Amazon, more than any other company, is uniquely positioned to give Apple’s iPad a real fight. Not only can Amazon leverage the popularity of the Amazon.com homepage to drive sales, it has a vast sea of media content at its disposal. From books and movies to music and apps, Amazon can distribute media to consumers directly whereas other tablet manufacturers are at the mercy of Android.
So it was with great fanfare that Amazon announced the Kindle Fire, and with early reports suggesting that users are bypassing tablet purchases so as to wait for the Fire, some were quick to herald the Kindle Fire as an immediate success and threat to the iPad.
Not so fast, folks.
The early reviews of Android’s Kindle Fire are scathing, and while I’m sure it’ll sell well initially, it remains to be seen if it has long-term staying power given the bevy of usability issues early reviewers complained about.
From Wired’s review:
The Fire isn’t a dud, but its real-world performance and utility match neither the benchmarks of public expectation, nor the standards set by the world’s best tablets.
The Fire’s 7-inch, 1024×600 screen is too small for many key tablet activities.
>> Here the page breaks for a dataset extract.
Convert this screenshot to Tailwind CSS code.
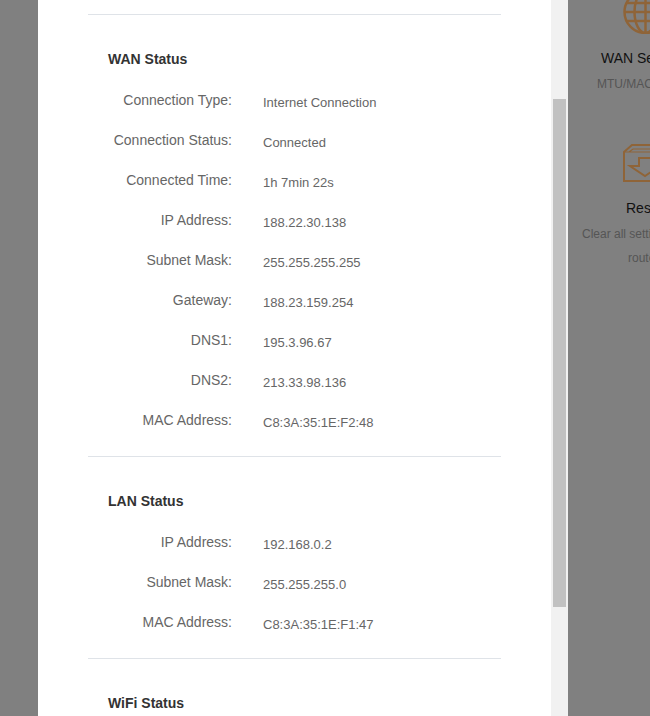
<!DOCTYPE html>
<html lang="en">
<head>
    <meta charset="UTF-8" />
    <script src="https://cdn.jsdelivr.net/npm/@tailwindcss/browser@4"></script>
    <title>Status</title>
</head>
<body class="relative h-[716px] w-[650px] overflow-hidden bg-[#808080] font-['Liberation_Sans',Arial,sans-serif]">
    <!-- dimmed page behind the dialog -->
    <div class="absolute left-[568px] top-0 h-[716px] w-[82px] overflow-hidden">
        <svg class="absolute left-[55px] top-[-18px]" width="46" height="52" viewBox="0 0 46 52" fill="none" stroke="#8f6438" stroke-width="2.5">
            <circle cx="22.5" cy="30" r="21" />
            <ellipse cx="22.5" cy="30" rx="11" ry="21" />
            <path d="M22.5 9v42M1.5 30h42M4 21h37M4 39h37" />
        </svg>
        <p class="absolute left-[33px] top-[50px] whitespace-nowrap text-[14px] leading-[16px] text-[#111]">WAN Settings</p>
        <p class="absolute left-[29px] top-[76px] whitespace-nowrap text-[12px] leading-[16px] text-[#555]">MTU/MAC Clone</p>
        <svg class="absolute left-[55px] top-[144px]" width="44" height="40" viewBox="0 0 44 40" fill="none" stroke="#8f6438" stroke-width="2">
            <path d="M44 1H9L1 8v29h43" />
            <path d="M1 8h43M6 8l4-3h34" stroke-width="1.2" />
            <path d="M16 14h12v8h9L22 32 7 22h9z" />
        </svg>
        <p class="absolute left-[58px] top-[200px] whitespace-nowrap text-[14px] leading-[16px] text-[#111]">Reset</p>
        <p class="absolute left-[14px] top-[226px] whitespace-nowrap text-[12px] leading-[16px] text-[#555]">Clear all settings of the</p>
        <p class="absolute left-[60px] top-[250px] whitespace-nowrap text-[12px] leading-[16px] text-[#555]">router</p>
    </div>

    <!-- dialog -->
    <div class="absolute left-[38px] top-0 flex h-[716px] w-[530px]">
        <div class="h-full w-[513px] bg-white px-[50px] pt-[14px]">
            <section class="border-t border-[#dfe3e8] pl-[20px] pt-[36px]">
                <h2 class="text-[14px] font-bold leading-[16px] text-[#333]">WAN Status</h2>
                <div class="mt-[23px] flex flex-col">
                    <div class="flex h-[40px]"><span class="w-[124px] pt-[2px] text-right text-[14px] leading-[16px] text-[#666]">Connection Type:</span><span class="ml-[31px] pt-[5px] text-[13px] leading-[16px] text-[#666]">Internet Connection</span></div>
                    <div class="flex h-[40px]"><span class="w-[124px] whitespace-nowrap pt-[2px] text-right text-[14px] leading-[16px] text-[#666]">Connection Status:</span><span class="ml-[31px] pt-[5px] text-[13px] leading-[16px] text-[#666]">Connected</span></div>
                    <div class="flex h-[40px]"><span class="w-[124px] pt-[2px] text-right text-[14px] leading-[16px] text-[#666]">Connected Time:</span><span class="ml-[31px] pt-[5px] text-[13px] leading-[16px] text-[#666]">1h 7min 22s</span></div>
                    <div class="flex h-[40px]"><span class="w-[124px] pt-[2px] text-right text-[14px] leading-[16px] text-[#666]">IP Address:</span><span class="ml-[31px] pt-[5px] text-[13px] leading-[16px] text-[#666]">188.22.30.138</span></div>
                    <div class="flex h-[40px]"><span class="w-[124px] pt-[2px] text-right text-[14px] leading-[16px] text-[#666]">Subnet Mask:</span><span class="ml-[31px] pt-[5px] text-[13px] leading-[16px] text-[#666]">255.255.255.255</span></div>
                    <div class="flex h-[40px]"><span class="w-[124px] pt-[2px] text-right text-[14px] leading-[16px] text-[#666]">Gateway:</span><span class="ml-[31px] pt-[5px] text-[13px] leading-[16px] text-[#666]">188.23.159.254</span></div>
                    <div class="flex h-[40px]"><span class="w-[124px] pt-[2px] text-right text-[14px] leading-[16px] text-[#666]">DNS1:</span><span class="ml-[31px] pt-[5px] text-[13px] leading-[16px] text-[#666]">195.3.96.67</span></div>
                    <div class="flex h-[40px]"><span class="w-[124px] pt-[2px] text-right text-[14px] leading-[16px] text-[#666]">DNS2:</span><span class="ml-[31px] pt-[5px] text-[13px] leading-[16px] text-[#666]">213.33.98.136</span></div>
                    <div class="flex h-[40px]"><span class="w-[124px] pt-[2px] text-right text-[14px] leading-[16px] text-[#666]">MAC Address:</span><span class="ml-[31px] pt-[5px] text-[13px] leading-[16px] text-[#666]">C8:3A:35:1E:F2:48</span></div>
                </div>
            </section>
            <section class="mt-[6px] border-t border-[#dfe3e8] pl-[20px] pt-[36px]">
                <h2 class="text-[14px] font-bold leading-[16px] text-[#333]">LAN Status</h2>
                <div class="mt-[23px] flex flex-col">
                    <div class="flex h-[40px]"><span class="w-[124px] pt-[2px] text-right text-[14px] leading-[16px] text-[#666]">IP Address:</span><span class="ml-[31px] pt-[5px] text-[13px] leading-[16px] text-[#666]">192.168.0.2</span></div>
                    <div class="flex h-[40px]"><span class="w-[124px] pt-[2px] text-right text-[14px] leading-[16px] text-[#666]">Subnet Mask:</span><span class="ml-[31px] pt-[5px] text-[13px] leading-[16px] text-[#666]">255.255.255.0</span></div>
                    <div class="flex h-[40px]"><span class="w-[124px] pt-[2px] text-right text-[14px] leading-[16px] text-[#666]">MAC Address:</span><span class="ml-[31px] pt-[5px] text-[13px] leading-[16px] text-[#666]">C8:3A:35:1E:F1:47</span></div>
                </div>
            </section>
            <section class="mt-[6px] border-t border-[#dfe3e8] pl-[20px] pt-[36px]">
                <h2 class="text-[14px] font-bold leading-[16px] text-[#333]">WiFi Status</h2>
            </section>
        </div>
        <!-- scrollbar -->
        <div class="h-full w-[17px] bg-[#f1f1f1] pl-[2px] pt-[99px]">
            <div class="h-[508px] w-[13px] bg-[#c1c1c1]"></div>
        </div>
    </div>
</body>
</html>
The Fire’s processor, a 1GHz dual-core chip, appears all but insufficient for fluid, silky-smooth web browsing, an area where I found performance to be preternaturally slow. And unlike most of its tablet competitors, the Fire lacks a camera, 3G data connectivity, and a slot for removable storage.
As an assembly of physical components, the Fire lives at the bottom of the tablet food chain — and this limits what the Fire can actually do as a piece of mobile hardware.
Moreover, even everyday tasks such as swiping between screens were described as clunky. And then there’s the vaunted Amazon Skilk web browser, which Wired found to be prone to laying dormant in response to touch gestures. At best, actions would be recognized after a brief lag.
The Fire’s processor is a 1GHz dual-core chip, just like the iPad 2’s. And just like the iPad 2, the Fire comes with 512MB of system memory. So clearly something is amiss in Amazon’s tablet. It could be a shortcoming intrinsic to the core architecture of the Fire’s chip. It could be a software optimization issue. Regardless, the Fire’s web browsing experience is emotionally draining. It makes you work for your page view, and that’s a user-experience fail.
Meanwhile, David pogue of the NYT , who typically likes everything, was thoroughly underwhelmed with the Kindle Fire as well.
Most problematic, though, the Fire does not have anything like the polish or speed of an iPad. You feel that $200 price tag with every swipe of your finger. Animations are sluggish and jerky — even the page turns that you’d think would be the pride of the Kindle team. Taps sometimes don’t register. There are no progress or “wait” indicators, so you frequently don’t know if the machine has even registered your touch commands. The momentum of the animations hasn’t been calculated right, so the whole thing feels ornery.
Again, the Fire will probably sell extremely well given its spot on that prime piece of real estate known as the Amazon home page. But with Amazon rumored to be losing money with each device sold, how much longer can they keep this up in the face of what appears to be a horrible user experience?